La domanda alla fine delle strofe apre uno squarcio nella routine della classe media. “Perché lo fai? Perché non te ne vai?” sembra presagire un’inversione di tendenza, seguita alla presa di coscienza che “così non può andare avanti”. Forse a tutti capita di domandarsi in certi momenti: “Perché lo sto facendo?!”
A quel punto l’ascoltatore si aspetta che il gruppo tiri fuori un progetto alternativo di società, ma per il personaggio in questione – i millenials – l’alternativa non c’è e la finestra d’opportunità per un futuro alternativo viene immediatamente richiusa: il protagonista non è in grado di uscire dallo schema lavoro-vacanza.
Nel ritornello infatti si richiama un discorso smaccatamente velleitario, tipico del lavoratore che soffre la routine e attende la vacanza come una specie di dimensione onirica da cui non vorrebbe mai uscire.
Vivere per lavorare
O lavorare per vivere
Fare soldi per non pensare
Parlare sempre e non ascoltare
Ridere per fare male
Fare pace per bombardare
Partire per poi ritornare
Il pezzo è radicalmente nichilista, ma non apocalittico: a mio avviso, ha un bersaglio.
A non avere speranza sono quelle persone alienate che vivono solo per raggiungere una posizione sociale. Questa mentalità non ci lascia altra scelta se non una triste ricerca di surrogati di felicità e di opposizione.
Il motivo di fiducia sta nel fatto che c’è molta speranza fuori da questo approccio – e questo lo dice innanzitutto lo stesso percorso della band, che fa una lunga gavetta prima di arrivare dove è arrivata.
La sfida per questa generazione sarà non cadere nei sogni alienanti che alimentano un sistema di malato (mosso da competizione e sottomissione), ma cercare altre strade.
Sul suo profilo Facebook, un giovane cantautore di Rieti, Carlo Valente, ha speso due parole sulla canzone, l’esibizione, il messaggio: tutti elementi indicativi della solidità del percorso artistico del gruppo. Valente è stato preciso come un goniometro: “ Lo Stato Sociale è l’unica band in gara a Sanremo che ha preso la questione Sanremo come va presa.

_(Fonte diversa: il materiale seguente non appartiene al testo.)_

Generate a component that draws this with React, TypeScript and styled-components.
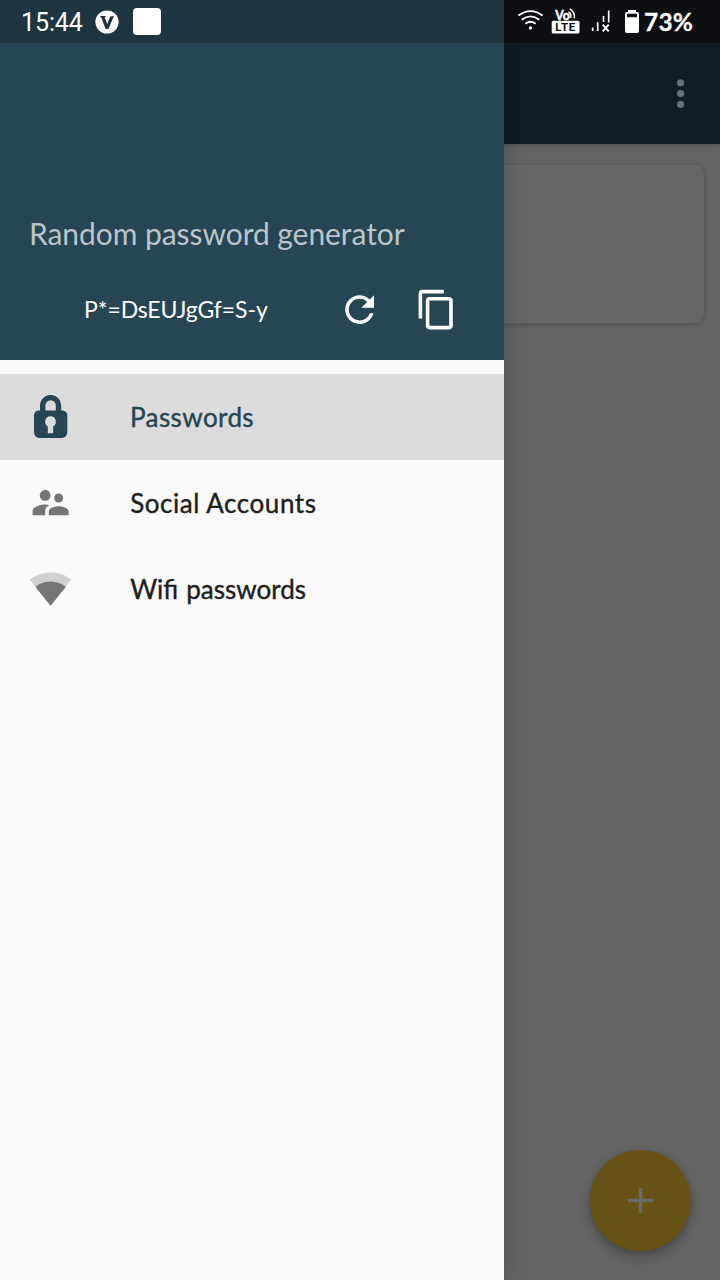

Leggerezza, paraculaggine, parziale menefreghismo, divertimento, irriverenza, gioco e totale lucidità (da non confondere con la sobrietà). Cose che fanno da mix perfetto con la “canzone orecchiabile”, scelta, forse addirittura casuale e non voluta, che accetto e condivido appieno a prescindere.
Mix perfetto ed esplosivo compiuto da ragazzi che vengono dalla strada, dal furgone, dai concerti stronzi nei club più strampalati d’Italia, dai chilometri veri e che conoscono a menadito le facce di chi li ascolta.
La gavetta insomma. Quella vera.
In più sono ragazzi impegnati su tutti i fronti, ragazzi incazzati e attivi sotto il punto di vista politico e che non hanno paura a schierarsi e a dire la loro (penso ai fatti del Labàs di Bologna di qualche tempo fa).
Insomma meritano tutto il rispetto di questo mondo”.